For me, at least. Finally moved my desktop off Windows 10 and on to CachyOS. Things just… work. Finding applications to install via AUR is easy, gaming is great. The only thing I’m missing is Fusion360 but I didn’t use it too much to begin with. Happy to be Microsoft-free. Several friends have switched off of Windows as well which is great to see. I’ve really been enjoying Arch (btw) I have CachyOS on my laptop and also in a VM which is nice to have the same desktop experience on all my devices. Looking forward to the road ahead!
I do not think there will be a year of the Linux Desktop. Linux usage will slowly climb up over time. At some point people will realize that Linux is the dominant desktop system. But it won’t be a discrete point in time.
Thats great to here. Ive been using cachyos for a few weeks now and its been great so far as well, the aur is just amazing.
Go back 20 years. See how many times this prediction has been made 🤣🤣
The only shift now is Microsoft shitting the bed so hard that people don’t want to deal with them. The difference this time is the MacBook Neo.
People would gladly pay Apple $600 for a working machine WITH support and stores everywhere to get help if they have hardware issues. It’s the new iPhone business model. They’ll be taking more desktop market share than people even imagine on the price point alone.
20 years ago Linux couldn’t play 95% of Windows games seamlessly without tinkering, couldn’t easily produce music without a lot of tinkering and few DAWs, couldn’t effectively video edit (Kdenlive is good now, and Davimci Resolve now supports Linux), and it had spotty WiFi card support.
All of those are now no longer a problem, and make transitioning to it far easier for a much wider swath of people.
Go back to the post and read the first sentence.

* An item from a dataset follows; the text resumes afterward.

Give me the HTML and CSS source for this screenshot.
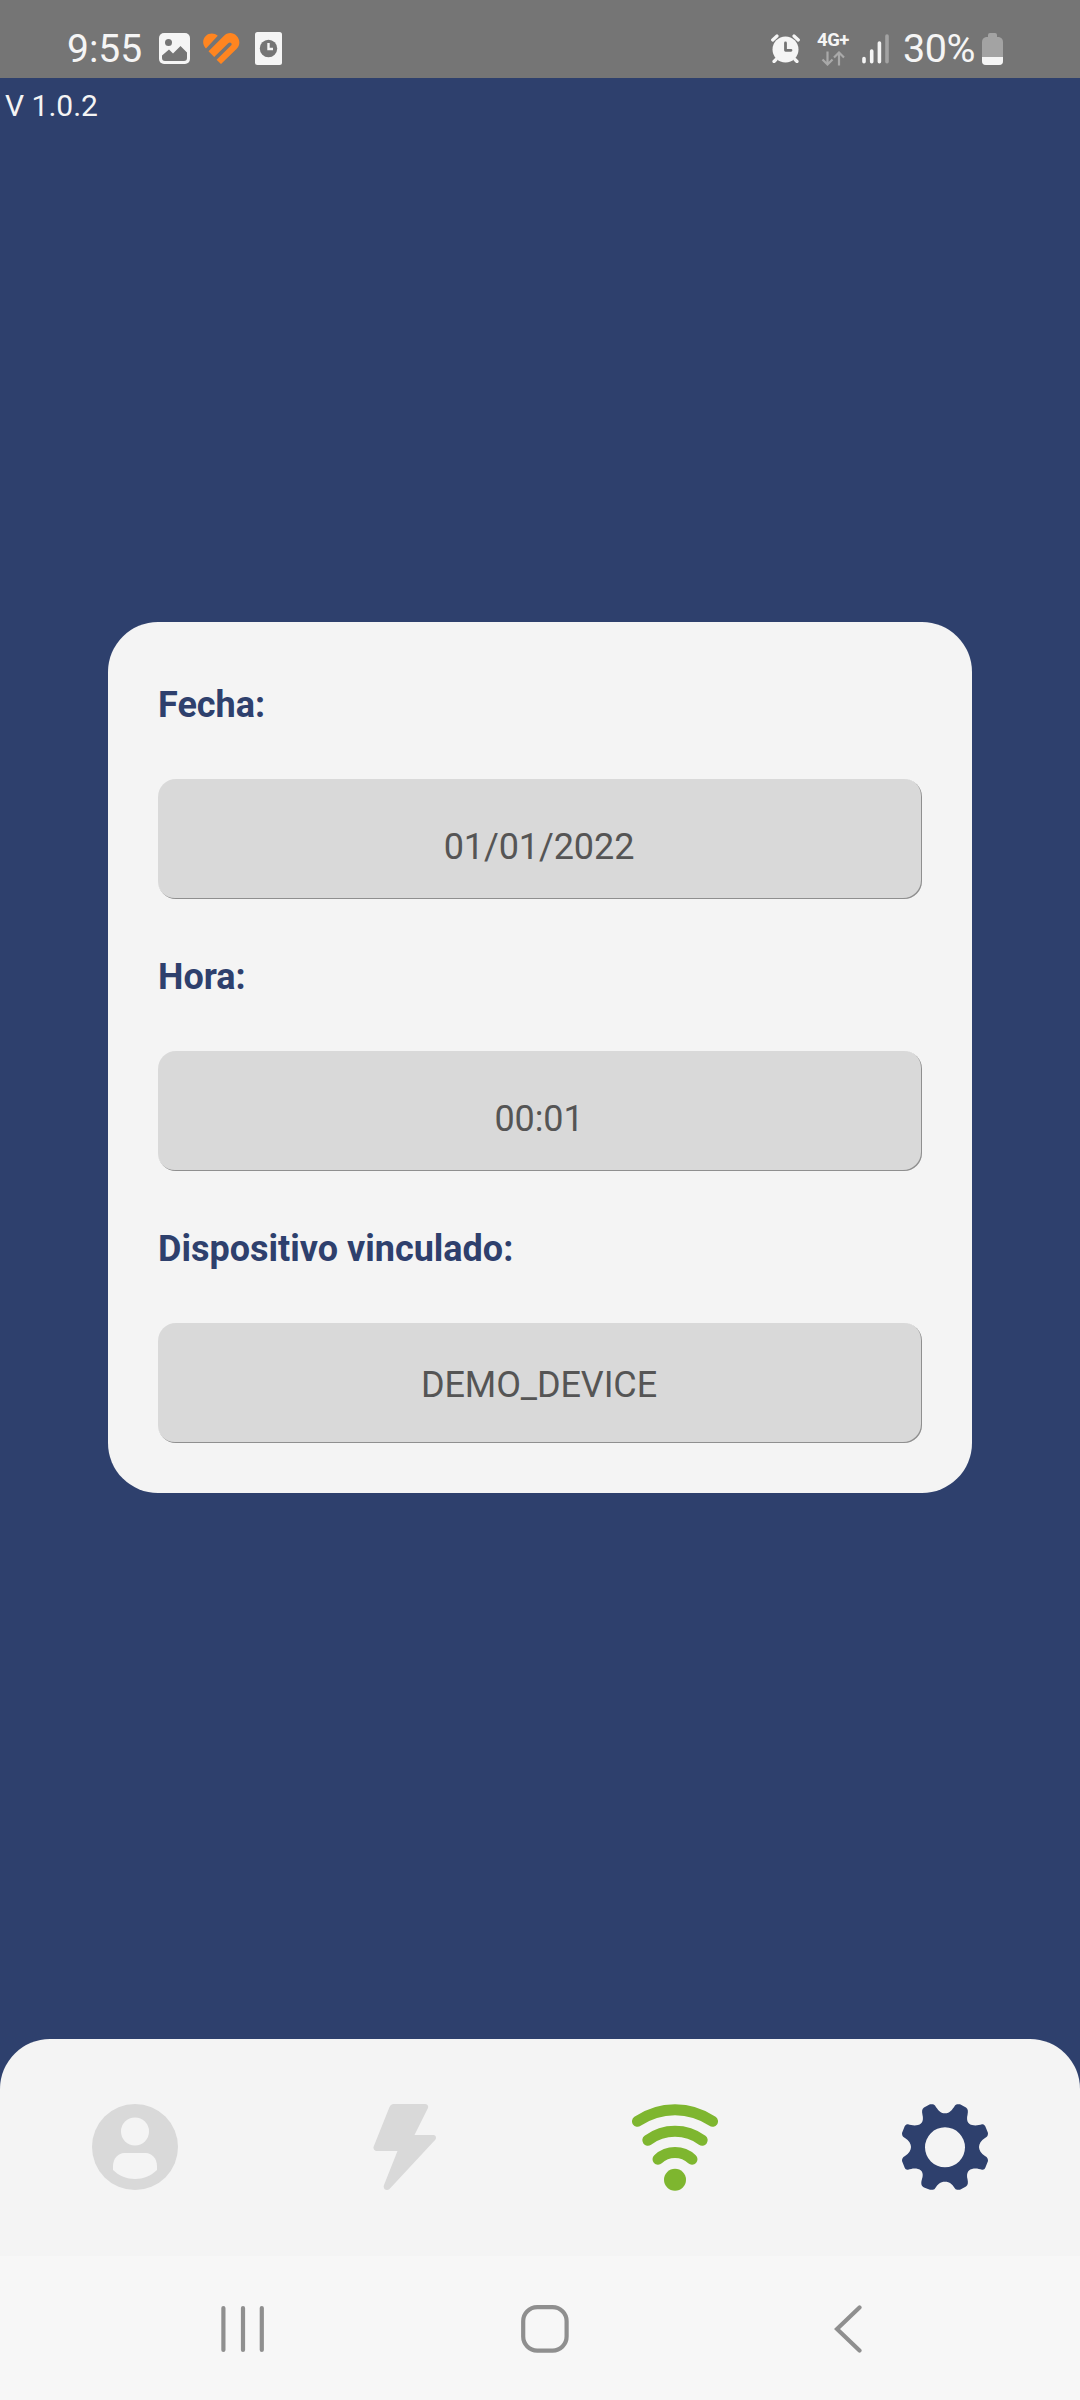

2026 is the year of Linux on OP’s desktop.
Also, I’m not going into Apple’s walled garden.
The only shift now is Microsoft shitting the bed so hard that people don’t want to deal with them.
That’s a pretty important difference…
But the thing with anything that involves network effect (like any os adoption) is that the growth is very slow at first, but it grows faster and faster as more people get in. We used to be grouped along with “others” in charts, then came the “counted with less than 1%” mark, and it took a long time. Then the 1% milestone, then 2%, much faster than from not counted to counted, then 3%, faster than it moved from 1 to 2. Now stats vary from 3 to 5 %, depending on the source. It’s getting really fast, and will grow even faster. This is a very significant difference
I feel like I’m insane for having to constantly reassure people on this fact, but…
LINUX IS THE MOST DEPLOYED OS ON THIS PLANET
Desktops are just software on top of Linux. The OS itself is superfluous. It’s in your TV, router, car, toothbrush…etc.
Who uses what for desktop matters very little except to the people making the desktop experience. The only thing on the horizon that is going to make a huge dent in the numbers you see reported on Steam, are Valve’s new hardware.
Meanwhile, many EU government operations are switching to Linux as fast as they can move their little fingers, but you won’t see that reflected on the stats you’re paying attention to.
That reminds me of something I read once: If every copy of Windows were to magically disappear, some people would be annoyed. If every copy of Linux were to magically disappear, it would be utter chaos and absolutely nothing would work.
Do you know FreeCAD yet?
I’ve tried it briefly, I found a lot of friction with trying to adjust to its UI. Maybe it was the order I did things in but when attempting a parametric design - following the same steps as my F360 timeline - FreeCAD just threw errors.
I still need to give it another try and learn the quirks and layout a little better. I haven’t needed to design things lately but when I do I’ll spend some more time with it.
I’ve stumbled on this few months ago : (https://youtu.be/VEfNRST_3x8). You should look a it :)
The AUR really does make Arch-based distros feel complete compared to other options. That massive package ecosystem covers most needs without hunting around random websites, though occasional build failures still happen. Have you tried any of the AUR helpers to manage updates and orphan packages?
I’ve been using yay and cachy-update, which seem to handle basic package management well for me so far. Do you have a favorite?